Well, after dealing with evening crowds & inner city construction work that night, we had to take a number of detours to get to the destination. And near the end of our lengthy detour, there was that tunnel that we'd opted not to take. We probably would have saved 10 minutes. The driver immediately apologized: "Maybe the Uber GPS was right after all."

2 comments

I have learned to stop second-guessing Waze on a similar basis. It has sent me clear around enough traffic snarls and accidents to earn my trust.
You mean its Navigation Software? I'd hate for GPS to become a synonym for route planning.
Former land surveyor and GPS/GIS technician here (now a developer). I have a lot of sympathy for your perspective. I remember when consumer GPS became a thing and getting a little Sheldon Cooper on folks who used "GPS" as a synonym for consumer-grade hardware: "don't you mean GPS navigation?"

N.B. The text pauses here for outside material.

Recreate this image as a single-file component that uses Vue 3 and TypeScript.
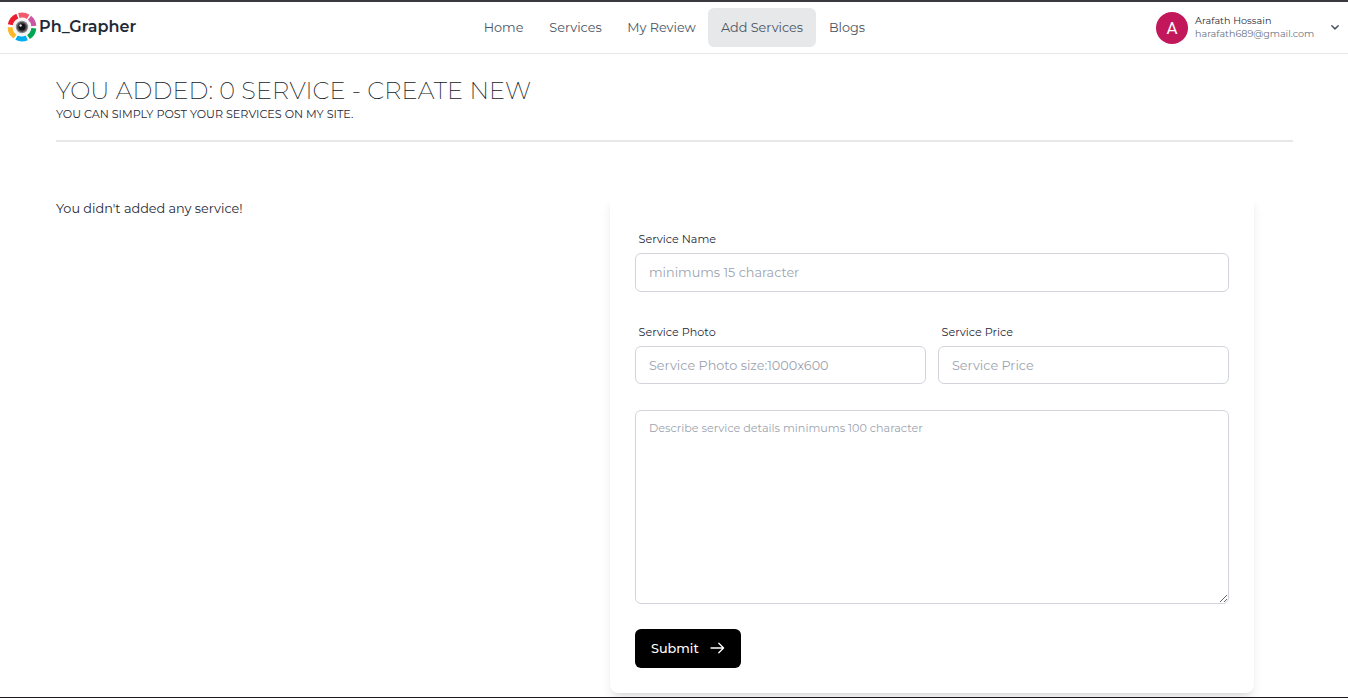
<script setup lang="ts">
import { ref } from 'vue'

interface NavItem {
  label: string
  key: string
}

const navItems: NavItem[] = [
  { label: 'Home', key: 'home' },
  { label: 'Services', key: 'services' },
  { label: 'My Review', key: 'review' },
  { label: 'Add Services', key: 'add' },
  { label: 'Blogs', key: 'blogs' },
]
const active = ref('add')
const serviceCount = ref(0)
const name = ref('')
const photo = ref('')
const price = ref('')
const details = ref('')
</script>

<template>
  <div class="page">
    <header class="header">
      <a class="brand">
        <svg class="logo" viewBox="0 0 30 30" aria-hidden="true">
          <g fill="none" stroke-width="5">
            <path d="M3.3 12.8A11.9 11.9 0 0 1 10.3 4.1" stroke="#ed1c2e" />
            <path d="M11.8 3.5A11.9 11.9 0 0 1 21.2 4.8" stroke="#f15b6c" />
            <path d="M22.5 5.7A11.9 11.9 0 0 1 26.8 14" stroke="#c957a3" />
            <path d="M26.8 16.2A11.9 11.9 0 0 1 21.5 25" stroke="#00a651" />
            <path d="M19.8 25.9A11.9 11.9 0 0 1 9.5 25.6" stroke="#00aeef" />
            <path d="M8 24.6A11.9 11.9 0 0 1 3.1 15.2" stroke="#fdb827" />
          </g>
          <circle cx="15" cy="15" r="9" fill="#f4f4f4" />
          <circle cx="15" cy="15" r="6.2" fill="#8a8a8d" />
          <circle cx="15" cy="15" r="5" fill="#48484b" />
          <circle cx="15" cy="15" r="3.4" fill="#111114" />
          <circle cx="13.6" cy="13.5" r="1.2" fill="#e4e4e8" />
        </svg>
        <span class="brand-name">Ph_Grapher</span>
      </a>
      <nav class="nav">
        <a
          v-for="item in navItems"
          :key="item.key"
          class="nav-item"
          :class="[item.key, { active: active === item.key }]"
          @click="active = item.key"
        ><span>{{ item.label }}</span></a>
      </nav>
      <div class="user">
        <div class="avatar">A</div>
        <div class="identity">
          <span class="user-name">Arafath Hossain</span>
          <span class="user-mail">harafath689@gmail.com</span>
        </div>
        <svg class="chevron" viewBox="0 0 10 7" aria-hidden="true">
          <path d="M1.8 1.8 5 4.9 8.2 1.8" fill="none" stroke="#4b5563" stroke-width="1.5" stroke-linecap="round" stroke-linejoin="round" />
        </svg>
      </div>
    </header>

    <main class="main">
      <div class="intro">
        <h1 class="title">YOU ADDED: {{ serviceCount }} SERVICE - CREATE NEW</h1>
        <p class="subtitle">YOU CAN SIMPLY POST YOUR SERVICES ON MY SITE.</p>
      </div>
      <div class="columns">
        <p class="empty">You didn't added any service!</p>
        <form class="card" @submit.prevent>
          <div class="field">
            <label class="label" for="name">Service Name</label>
            <input id="name" v-model="name" class="input" placeholder="minimums 15 character" />
          </div>
          <div class="row">
            <div class="field">
              <label class="label" for="photo">Service Photo</label>
              <input id="photo" v-model="photo" class="input" placeholder="Service Photo size:1000x600" />
            </div>
            <div class="field">
              <label class="label" for="price">Service Price</label>
              <input id="price" v-model="price" class="input" placeholder="Service Price" />
            </div>
          </div>
          <textarea v-model="details" class="input area" placeholder="Describe service details minimums 100 character"></textarea>
          <button class="submit" type="submit">
            <span>Submit</span>
            <svg class="arrow" viewBox="0 0 15 12" aria-hidden="true">
              <path d="M1 6H13.6M8.8 1.2 13.6 6 8.8 10.8" fill="none" stroke="#fff" stroke-width="1.3" stroke-linecap="round" stroke-linejoin="round" />
            </svg>
          </button>
        </form>
      </div>
    </main>
  </div>
</template>

<style>
body {
  margin: 0;
  background: #fff;
  overflow: hidden;
}
</style>

<style scoped>
.page {
  box-sizing: border-box;
  height: 698px;
  overflow: hidden;
  display: flex;
  flex-direction: column;
  border-top: 2px solid #3b383e;
  border-bottom: 1px solid #1c1a1d;
  font-family: Montserrat, Inter, "Liberation Sans", sans-serif;
  font-weight: 400;
  color: #1f2937;
}
.header {
  box-sizing: border-box;
  flex: none;
  height: 52px;
  border-bottom: 1px solid #e5e7eb;
  display: grid;
  grid-template-columns: 471px 407px 1fr;
  align-items: center;
}
.brand {
  display: flex;
  align-items: center;
  padding-left: 7px;
}
.logo {
  width: 30px;
  height: 30px;
  margin-top: -1px;
}
.brand-name {
  margin: -2px 0 0 2px;
  font-size: 16px;
  font-weight: 600;
  line-height: 20px;
  letter-spacing: 0.05px;
}
.nav {
  display: flex;
}
.nav-item {
  box-sizing: border-box;
  height: 39px;
  border-radius: 6px;
  display: flex;
  align-items: center;
  justify-content: center;
  font-size: 12.8px;
  line-height: 19px;
  color: #4b5563;
  white-space: nowrap;
  cursor: pointer;
}
.home { width: 65px; }
.services { width: 79px; }
.review { width: 93px; }
.add { width: 108px; }
.blogs { width: 62px; }
.active {
  background: #e7e8ea;
}
.user {
  display: flex;
  align-items: center;
  padding: 0 8px 0 278px;
}
.avatar {
  width: 32px;
  height: 32px;
  border-radius: 50%;
  background: #c2185b;
  color: #fff;
  font: 400 17px/33px Roboto, sans-serif;
  text-align: center;
}
.identity {
  flex: 1;
  margin: -2px 0 0 7px;
  display: flex;
  flex-direction: column;
  font-size: 9.6px;
  line-height: 13px;
}
.user-name {
  letter-spacing: 0.06px;
  color: #1f2937;
}
.user-mail {
  color: #6b7280;
}
.chevron {
  width: 10px;
  height: 7px;
}
.main {
  padding: 0 55px 0 56px;
}
.intro {
  height: 86px;
  border-bottom: 2px solid #e7e7e7;
}
.title {
  margin: 0;
  padding-top: 21px;
  font-size: 24px;
  font-weight: 200;
  line-height: 32px;
  letter-spacing: 0.11px;
  color: #111827;
  white-space: nowrap;
}
.subtitle {
  margin: 0;
  font-size: 11.2px;
  line-height: 15px;
}
.columns {
  display: grid;
  grid-template-columns: 554px 644px;
  padding-top: 51px;
}
.empty {
  margin: 0;
  padding-top: 6px;
  font-size: 12.8px;
  line-height: 20px;
}
.card {
  box-sizing: border-box;
  height: 500px;
  padding: 38px 25px 25px;
  border-radius: 8px;
  box-shadow: 0 8px 12px -2px rgba(0, 0, 0, 0.1), 0 3px 5px -3px rgba(0, 0, 0, 0.1);
  display: flex;
  flex-direction: column;
}
.field {
  display: flex;
  flex-direction: column;
}
.label {
  padding-left: 3.5px;
  height: 22px;
  font-size: 11.2px;
  line-height: 16px;
}
.input {
  box-sizing: border-box;
  width: 100%;
  height: 39px;
  margin: 0;
  padding: 0 13px 1px;
  border: 1px solid #d1d5db;
  border-radius: 6px;
  outline: none;
  background: #fff;
  font-family: inherit;
  font-size: 12.8px;
  font-weight: 400;
  color: #1f2937;
}
.input::placeholder {
  color: #9ca3af;
  opacity: 1;
}
.row {
  display: grid;
  grid-template-columns: 1fr 1fr;
  gap: 12px;
  margin: 32px 0 26px;
}
.row .input {
  height: 38px;
  padding-bottom: 0;
}
.area {
  flex: none;
  height: 194px;
  padding: 9px 13px;
  font-size: 11.2px;
  line-height: 16px;
  resize: both;
}
.submit {
  flex: none;
  margin-top: 25px;
  width: 106px;
  height: 39px;
  padding: 0 16px 1px;
  border: 0;
  border-radius: 6px;
  background: #000;
  color: #fff;
  font-family: inherit;
  font-size: 12.8px;
  font-weight: 500;
  display: flex;
  align-items: center;
  justify-content: space-between;
}
.arrow {
  width: 15px;
  height: 12px;
}
</style>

But that train left the station a long time ago, and I've stopped arguing with people about it because it's a losing battle. Every normal I know, from my parents to my network of friends, refers to Garmin and TomTom auto units as "GPS." They have unfortunately become identified in the common mind with the technology.

It's been a synonym now for a long time.
That does not mean one can't protest it ;). You need a way to refer to an actual lousy GPS as well (long fix time, inaccurate). Lumping everything together makes it hard to be precise (like using 'begging the question' wrongly somewhere else in these comments ;)).
"protest _against_ it"

Sorry. I'm still fighting a rearguard action against you crazy Americans' perversion of our language a "long time" ago.

(I know. I know. Someone will be along in a minute to tell me that "protest it" was original authentic British English centuries ago.)

"protest _against_ it"

Good point :). As a non-native speaker, I sometimes mess up prepositions... And of course, have a carte blanche to make errors :p.

I don't like it when words I know lose power either, but language changes under stress of modern usage and wrong becomes the new correct. 'Literal' became the new figurative. And so it goes.